## Start Task data
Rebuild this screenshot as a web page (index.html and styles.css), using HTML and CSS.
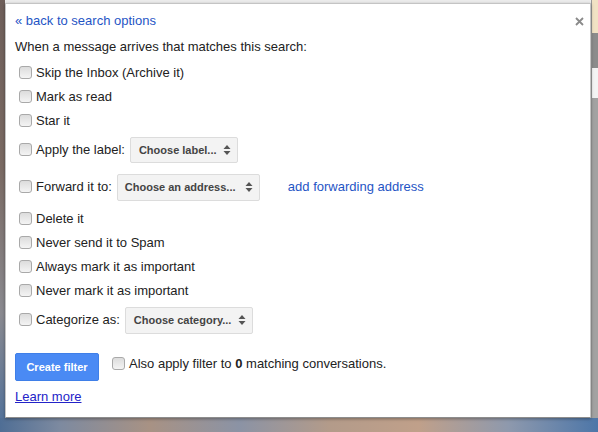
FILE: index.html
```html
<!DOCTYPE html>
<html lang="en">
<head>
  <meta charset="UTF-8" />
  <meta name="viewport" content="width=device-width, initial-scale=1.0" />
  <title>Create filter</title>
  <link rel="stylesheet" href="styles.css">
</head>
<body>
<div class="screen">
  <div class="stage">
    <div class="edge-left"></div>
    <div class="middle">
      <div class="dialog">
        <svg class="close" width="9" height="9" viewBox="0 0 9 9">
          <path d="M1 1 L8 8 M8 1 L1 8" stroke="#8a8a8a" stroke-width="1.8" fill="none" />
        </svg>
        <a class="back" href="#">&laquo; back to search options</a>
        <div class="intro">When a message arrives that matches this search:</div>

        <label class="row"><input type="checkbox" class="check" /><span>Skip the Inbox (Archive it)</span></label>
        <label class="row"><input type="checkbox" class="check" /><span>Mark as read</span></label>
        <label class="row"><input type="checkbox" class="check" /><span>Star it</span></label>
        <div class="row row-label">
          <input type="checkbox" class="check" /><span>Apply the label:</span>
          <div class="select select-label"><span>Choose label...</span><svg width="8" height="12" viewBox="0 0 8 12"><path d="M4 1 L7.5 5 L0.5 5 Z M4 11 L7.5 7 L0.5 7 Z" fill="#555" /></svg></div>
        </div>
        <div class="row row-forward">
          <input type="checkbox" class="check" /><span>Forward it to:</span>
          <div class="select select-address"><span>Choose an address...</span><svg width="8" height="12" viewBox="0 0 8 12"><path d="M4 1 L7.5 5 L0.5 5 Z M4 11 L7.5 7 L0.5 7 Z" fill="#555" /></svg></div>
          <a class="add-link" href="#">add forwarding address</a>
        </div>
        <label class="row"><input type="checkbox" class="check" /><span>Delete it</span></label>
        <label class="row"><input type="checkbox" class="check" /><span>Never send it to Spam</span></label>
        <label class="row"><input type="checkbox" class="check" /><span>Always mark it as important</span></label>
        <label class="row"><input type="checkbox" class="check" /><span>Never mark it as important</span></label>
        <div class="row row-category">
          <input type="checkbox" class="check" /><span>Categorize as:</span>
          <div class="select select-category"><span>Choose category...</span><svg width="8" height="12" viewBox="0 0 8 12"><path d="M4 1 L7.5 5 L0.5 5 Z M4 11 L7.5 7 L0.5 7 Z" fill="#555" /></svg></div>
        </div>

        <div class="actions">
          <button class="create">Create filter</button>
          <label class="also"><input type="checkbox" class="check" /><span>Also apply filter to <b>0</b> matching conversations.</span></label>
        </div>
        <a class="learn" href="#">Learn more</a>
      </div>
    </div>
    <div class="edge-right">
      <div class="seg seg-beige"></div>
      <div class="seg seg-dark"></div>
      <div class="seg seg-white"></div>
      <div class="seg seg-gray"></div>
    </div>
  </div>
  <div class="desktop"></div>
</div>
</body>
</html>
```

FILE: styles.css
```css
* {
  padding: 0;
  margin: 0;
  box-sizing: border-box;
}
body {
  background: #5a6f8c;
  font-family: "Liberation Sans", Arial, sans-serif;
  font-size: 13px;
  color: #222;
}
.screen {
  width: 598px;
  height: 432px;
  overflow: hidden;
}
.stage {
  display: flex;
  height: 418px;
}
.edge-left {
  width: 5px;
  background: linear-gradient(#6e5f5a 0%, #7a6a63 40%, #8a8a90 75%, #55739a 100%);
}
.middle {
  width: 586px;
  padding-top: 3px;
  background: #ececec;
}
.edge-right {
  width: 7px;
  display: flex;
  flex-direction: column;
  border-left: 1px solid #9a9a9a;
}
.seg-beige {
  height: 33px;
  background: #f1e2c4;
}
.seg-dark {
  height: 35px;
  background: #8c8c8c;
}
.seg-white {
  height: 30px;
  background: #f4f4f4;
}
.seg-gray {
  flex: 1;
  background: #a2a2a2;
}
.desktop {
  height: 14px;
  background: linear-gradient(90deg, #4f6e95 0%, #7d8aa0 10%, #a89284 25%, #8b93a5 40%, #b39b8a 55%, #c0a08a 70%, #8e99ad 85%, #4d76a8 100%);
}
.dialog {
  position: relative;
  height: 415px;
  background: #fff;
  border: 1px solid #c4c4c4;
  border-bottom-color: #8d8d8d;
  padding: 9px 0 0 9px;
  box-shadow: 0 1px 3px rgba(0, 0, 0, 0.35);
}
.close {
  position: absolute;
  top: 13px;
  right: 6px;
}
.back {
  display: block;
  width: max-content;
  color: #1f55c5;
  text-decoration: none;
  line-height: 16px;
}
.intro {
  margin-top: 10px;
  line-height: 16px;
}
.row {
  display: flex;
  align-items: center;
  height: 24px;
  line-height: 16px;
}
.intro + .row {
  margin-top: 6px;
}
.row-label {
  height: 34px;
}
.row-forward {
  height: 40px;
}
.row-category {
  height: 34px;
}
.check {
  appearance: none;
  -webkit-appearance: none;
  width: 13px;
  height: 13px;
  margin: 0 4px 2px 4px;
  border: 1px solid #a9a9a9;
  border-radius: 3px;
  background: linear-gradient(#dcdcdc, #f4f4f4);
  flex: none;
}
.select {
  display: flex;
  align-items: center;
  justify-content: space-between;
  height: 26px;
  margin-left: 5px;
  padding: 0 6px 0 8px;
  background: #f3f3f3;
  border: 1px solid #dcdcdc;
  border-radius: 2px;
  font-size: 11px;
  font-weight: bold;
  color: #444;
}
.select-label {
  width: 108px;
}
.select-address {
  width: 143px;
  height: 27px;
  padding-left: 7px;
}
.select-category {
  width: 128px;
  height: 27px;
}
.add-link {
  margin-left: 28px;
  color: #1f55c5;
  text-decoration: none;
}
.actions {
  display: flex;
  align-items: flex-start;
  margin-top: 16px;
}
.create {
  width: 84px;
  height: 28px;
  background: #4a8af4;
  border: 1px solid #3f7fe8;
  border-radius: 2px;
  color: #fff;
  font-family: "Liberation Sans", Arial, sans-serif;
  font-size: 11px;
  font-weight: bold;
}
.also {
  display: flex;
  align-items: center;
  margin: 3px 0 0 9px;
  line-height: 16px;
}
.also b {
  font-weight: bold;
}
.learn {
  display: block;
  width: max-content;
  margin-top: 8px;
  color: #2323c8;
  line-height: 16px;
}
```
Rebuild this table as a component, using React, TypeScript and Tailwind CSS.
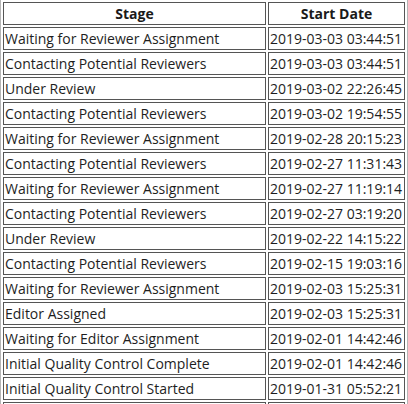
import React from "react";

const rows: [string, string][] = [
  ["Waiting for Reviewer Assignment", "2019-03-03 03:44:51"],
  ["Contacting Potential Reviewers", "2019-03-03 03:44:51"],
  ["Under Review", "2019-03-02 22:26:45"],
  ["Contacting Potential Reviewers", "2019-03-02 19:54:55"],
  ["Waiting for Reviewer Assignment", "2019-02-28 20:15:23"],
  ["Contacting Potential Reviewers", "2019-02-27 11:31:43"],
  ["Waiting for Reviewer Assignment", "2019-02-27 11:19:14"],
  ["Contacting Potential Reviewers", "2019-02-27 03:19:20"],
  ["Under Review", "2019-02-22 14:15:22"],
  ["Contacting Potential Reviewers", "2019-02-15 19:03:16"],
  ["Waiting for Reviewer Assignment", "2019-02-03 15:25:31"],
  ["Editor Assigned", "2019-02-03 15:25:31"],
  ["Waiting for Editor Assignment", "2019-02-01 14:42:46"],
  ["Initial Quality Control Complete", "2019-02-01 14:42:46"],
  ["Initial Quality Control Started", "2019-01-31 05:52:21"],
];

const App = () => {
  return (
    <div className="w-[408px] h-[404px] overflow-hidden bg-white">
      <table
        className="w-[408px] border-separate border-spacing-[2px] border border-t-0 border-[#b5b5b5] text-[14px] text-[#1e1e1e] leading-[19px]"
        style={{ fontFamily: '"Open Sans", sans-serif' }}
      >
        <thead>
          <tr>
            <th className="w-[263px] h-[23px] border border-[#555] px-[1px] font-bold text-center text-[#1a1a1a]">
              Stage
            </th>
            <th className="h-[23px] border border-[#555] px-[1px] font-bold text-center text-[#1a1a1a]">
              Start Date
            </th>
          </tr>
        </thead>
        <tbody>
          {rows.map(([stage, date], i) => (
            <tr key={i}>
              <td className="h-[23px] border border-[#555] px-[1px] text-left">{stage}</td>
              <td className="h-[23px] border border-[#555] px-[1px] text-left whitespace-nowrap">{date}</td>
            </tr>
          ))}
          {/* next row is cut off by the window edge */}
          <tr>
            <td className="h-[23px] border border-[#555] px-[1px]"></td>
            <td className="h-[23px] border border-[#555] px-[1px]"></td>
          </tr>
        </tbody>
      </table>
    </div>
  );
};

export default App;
## End Task data
- [Task description] Leave out the pictures and quote exactly the lines from the one where "Rebuild this table" appears to the one where "import React from" appears, both ends counted.

- [Response to the task]
Rebuild this table as a component, using React, TypeScript and Tailwind CSS.
import React from "react";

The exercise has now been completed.